Cllr John Holdich sounded less positive than Cambridgeshire and Peterborough mayor James Palmer at a mayoral authority board meeting earlier today.

Mayor Palmer, leader of the Cambridgeshire and Peterborough Combined Authority, said that funding for the university is in place and that the project is on track – despite concerns that the budget may be ‘over-extended’.

But Cllr Holdich referenced a critical independent report published late last year by HM Treasury and the Local Government Association which claimed there was poor leadership, a lack of trust and major disagreements behind the scenes of the project.

Speaking as the combined authority decided to release another ££446,000 to progress the scheme, he said: “While I am grateful for this latest payment towards the university project in Peterborough I am very aware that there is a difference between money allocated in a budget and real money put into the programme.

“Much of what we have spent so far has been spent commissioning independent reports on the progress made.

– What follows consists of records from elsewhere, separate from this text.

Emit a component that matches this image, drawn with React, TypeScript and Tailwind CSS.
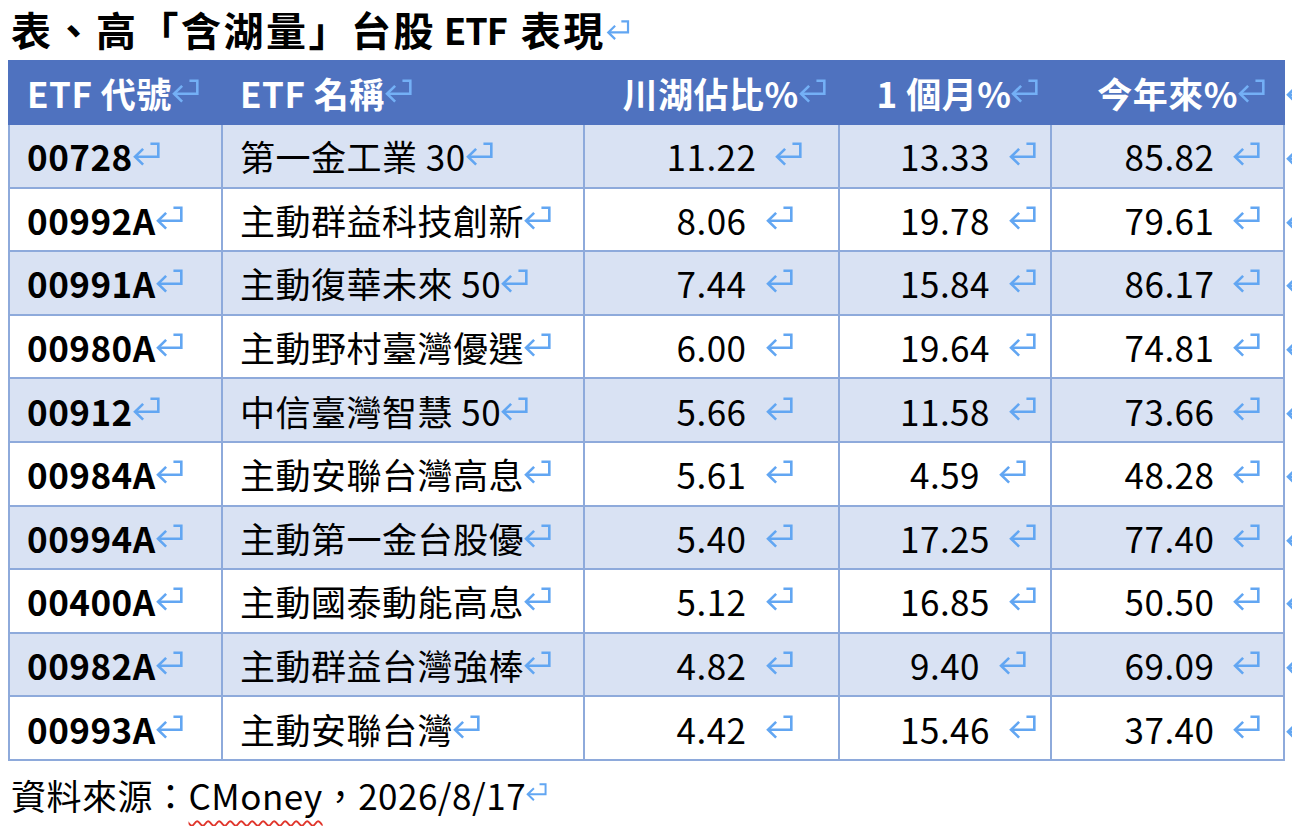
import React from "react"

type Row = {
  code: string
  name: string
  share: string
  month: string
  ytd: string
}

const rows: Row[] = [
  { code: "00728", name: "第一金工業 30", share: "11.22", month: "13.33", ytd: "85.82" },
  { code: "00992A", name: "主動群益科技創新", share: "8.06", month: "19.78", ytd: "79.61" },
  { code: "00991A", name: "主動復華未來 50", share: "7.44", month: "15.84", ytd: "86.17" },
  { code: "00980A", name: "主動野村臺灣優選", share: "6.00", month: "19.64", ytd: "74.81" },
  { code: "00912", name: "中信臺灣智慧 50", share: "5.66", month: "11.58", ytd: "73.66" },
  { code: "00984A", name: "主動安聯台灣高息", share: "5.61", month: "4.59", ytd: "48.28" },
  { code: "00994A", name: "主動第一金台股優", share: "5.40", month: "17.25", ytd: "77.40" },
  { code: "00400A", name: "主動國泰動能高息", share: "5.12", month: "16.85", ytd: "50.50" },
  { code: "00982A", name: "主動群益台灣強棒", share: "4.82", month: "9.40", ytd: "69.09" },
  { code: "00993A", name: "主動安聯台灣", share: "4.42", month: "15.46", ytd: "37.40" }
]

// Word paragraph mark (↵)
const Mark: React.FC<{ className?: string }> = ({ className }) => (
  <svg
    viewBox="0 0 24 22"
    fill="none"
    stroke="currentColor"
    strokeWidth="2.3"
    className={`shrink-0 ${className ?? ""}`}
  >
    <path d="M15.5 1.5H22.5V13H1.8" />
    <path d="M9 6L1.8 13L9 20" />
  </svg>
)

const cols = "grid grid-cols-[213px_362px_255px_212px_235px]"
const markCls = "h-[25px] w-[27px] -translate-y-[1px] text-[#62a6f2]"
const headMark = "h-[25px] w-[27px] -translate-y-[1px] text-[#74b0f6]"

const Centered: React.FC<{ value: string; gap?: boolean }> = ({ value, gap }) => (
  <div className="grid w-full grid-cols-[1fr_auto_1fr] items-center">
    <span />
    <span>{value}</span>
    <span className="flex">
      <Mark className={gap ? `ml-[19px] ${markCls}` : headMark} />
    </span>
  </div>
)

export default function App() {
  return (
    <div
      lang="zh-Hant-TW"
      className="h-[826px] w-[1292px] overflow-hidden bg-white text-black"
      style={{ fontFamily: '"Noto Sans CJK TC", "Noto Sans", sans-serif' }}
    >
      <div className="flex h-[60px] items-start pl-[11px] text-[40px] font-bold leading-[58px]">
        <span className="tracking-[2.5px]">表、高「含湖量」台股</span>
        <span className="ml-[8px] text-[36px] tracking-[-1px]">ETF</span>
        <span className="ml-[14px] tracking-[2.5px]">表現</span>
        <Mark className="mt-[20px] h-[21px] w-[24px] text-[#62a6f2]" />
      </div>

      <div className="ml-[8px] text-[35px] leading-none tracking-[0.5px]">
        <div className="flex items-center">
          <div
            className={`${cols} h-[65px] w-[1277px] shrink-0 items-center bg-[#4f72bf] font-bold text-white`}
          >
            <div className="flex items-center pl-[19px]">
              ETF 代號
              <Mark className={headMark} />
            </div>
            <div className="flex items-center pl-[19px]">
              ETF 名稱
              <Mark className={headMark} />
            </div>
            <Centered value="川湖佔比%" />
            <Centered value="1 個月%" />
            <Centered value="今年來%" />
          </div>
          <Mark className="ml-[1px] h-[25px] w-[27px] text-[#62a6f2]" />
        </div>

        {rows.map((r, i) => (
          <div key={r.code} className="flex items-center">
            <div
              className={`${cols} h-[63.6px] w-[1277px] shrink-0 border-x-2 border-b-2 border-[#8eaadb] ${
                i % 2 === 0 ? "bg-[#d9e2f3]" : "bg-white"
              }`}
            >
              <div className="flex items-center border-r-2 border-[#8eaadb] pl-[17px] font-bold">
                {r.code}
                <Mark className={markCls} />
              </div>
              <div className="flex items-center border-r-2 border-[#8eaadb] pl-[17px]">
                {r.name}
                <Mark className={markCls} />
              </div>
              <div className="flex items-center border-r-2 border-[#8eaadb]">
                <Centered value={r.share} gap />
              </div>
              <div className="flex items-center border-r-2 border-[#8eaadb]">
                <Centered value={r.month} gap />
              </div>
              <div className="flex items-center">
                <Centered value={r.ytd} gap />
              </div>
            </div>
            <Mark className="ml-[1px] h-[25px] w-[27px] text-[#62a6f2]" />
          </div>
        ))}
      </div>

      <div className="flex h-[68px] items-center pl-[11px] text-[35px] tracking-[0.5px]">
        <span>資料來源：</span>
        <span className="underline decoration-[#e0352b] decoration-wavy decoration-[1.5px] underline-offset-[10px]">
          CMoney
        </span>
        <span>，2026/8/17</span>
        <Mark className="h-[19px] w-[21px] -translate-y-[2px] text-[#62a6f2]" />
      </div>
    </div>
  )
}
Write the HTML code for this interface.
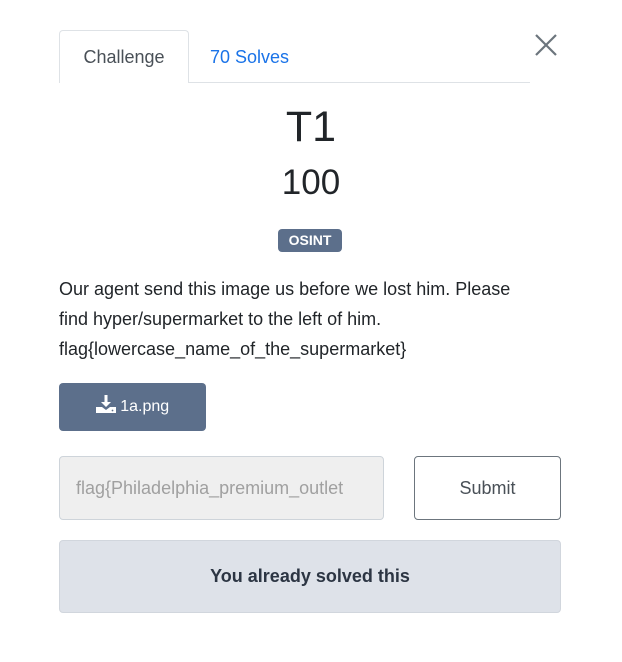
<!DOCTYPE html>
<html><head><style>
body{margin:0;width:622px;height:662px;background:#fff;font-family:"Liberation Sans",sans-serif;position:relative;overflow:hidden;color:#212529}
.a{position:absolute}
</style></head><body>
<div class="a" style="left:59px;top:30px;width:128px;height:52px;border:1px solid #dee2e6;border-bottom:none;border-radius:4px 4px 0 0;background:#fff;z-index:2"></div>
<div class="a" style="left:59px;top:82px;width:471px;height:1px;background:#dee2e6"></div>
<div class="a" style="left:59px;top:47px;width:130px;text-align:center;font-size:18px;color:#495057;z-index:3">Challenge</div>
<div class="a" style="left:210px;top:47px;font-size:18px;color:#1a73e8">70 Solves</div>
<svg class="a" style="left:535px;top:34px" width="22" height="22" viewBox="0 0 22 22"><path d="M1 1L21 21M21 1L1 21" stroke="#6c757d" stroke-width="2.2"/></svg>
<div class="a" style="left:0;width:622px;top:103px;text-align:center;font-size:43px;color:#212529">T1</div>
<div class="a" style="left:0;width:622px;top:163px;text-align:center;font-size:35px;color:#212529">100</div>
<div class="a" style="left:278px;top:229px;width:64px;height:23px;background:#5c6f8b;border-radius:4px;color:#fff;font-weight:bold;font-size:14px;line-height:23px;text-align:center">OSINT</div>
<div class="a" style="left:59px;top:274px;width:480px;font-size:18px;line-height:30px;color:#212529">Our agent send this image us before we lost him. Please find hyper/supermarket to the left of him.<br>flag{lowercase_name_of_the_supermarket}</div>
<div class="a" style="left:59px;top:383px;width:147px;height:48px;background:#5c6f8b;border-radius:4px;color:#fff;font-size:16px;line-height:48px;text-align:center"><svg width="20" height="18" viewBox="0 0 20 18" style="vertical-align:-2px"><path d="M8.5 0h3v7h3.5l-5 5-5-5h3.5z" fill="#fff"/><path d="M0 12h6l4 3 4-3h6v6H0z" fill="#fff"/><circle cx="16.5" cy="15.5" r="0.9" fill="#5c6f8b"/></svg> 1a.png</div>
<div class="a" style="left:59px;top:456px;background:#efefef;border:1px solid #ced4da;border-radius:4px;font-size:18px;color:#a0a0a0;line-height:62px;padding-left:16px;box-sizing:border-box;width:325px;height:64px;white-space:nowrap;overflow:hidden">flag{Philadelphia_premium_outlet</div>
<div class="a" style="left:414px;top:456px;width:147px;height:64px;border:1px solid #6c757d;border-radius:4px;box-sizing:border-box;text-align:center;line-height:62px;font-size:18px;color:#495057">Submit</div>
<div class="a" style="left:59px;top:540px;width:502px;height:73px;background:#dee2e9;border:1px solid #d1d6dd;border-radius:4px;box-sizing:border-box;text-align:center;line-height:71px;font-size:18px;color:#2c3543;font-weight:bold">You already solved this</div>
</body></html>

“Unfortunately, the recent damning progress reviews have highlighted that those driving the project really do need to get their act together quickly, and this money will certainly help towards that, because universities in the UK are already experiencing considerable difficulties and these are invariably attributable to financial shortfalls or poor governance.

“Worryingly, the apparent troubled state of the University of Peterborough project is giving the impression of it being under threat at a time when the higher education market looks as though it could be about to shake out problem institutions.

“We don’t want to be one of them before we even get underway.”

The fully-fledged university is due to open in 2022 with a new campus on the Embankment before eventually educating 12,500 students a year.

University Centre Peterborough is currently seeking degree awarding powers so it can evolve to become the new University of Peterborough.

Mayor Palmer said: “Clearly with this next payment we are 100 per cent behind the university project, and everything is on track.”

The board voted by a majority to release the funds.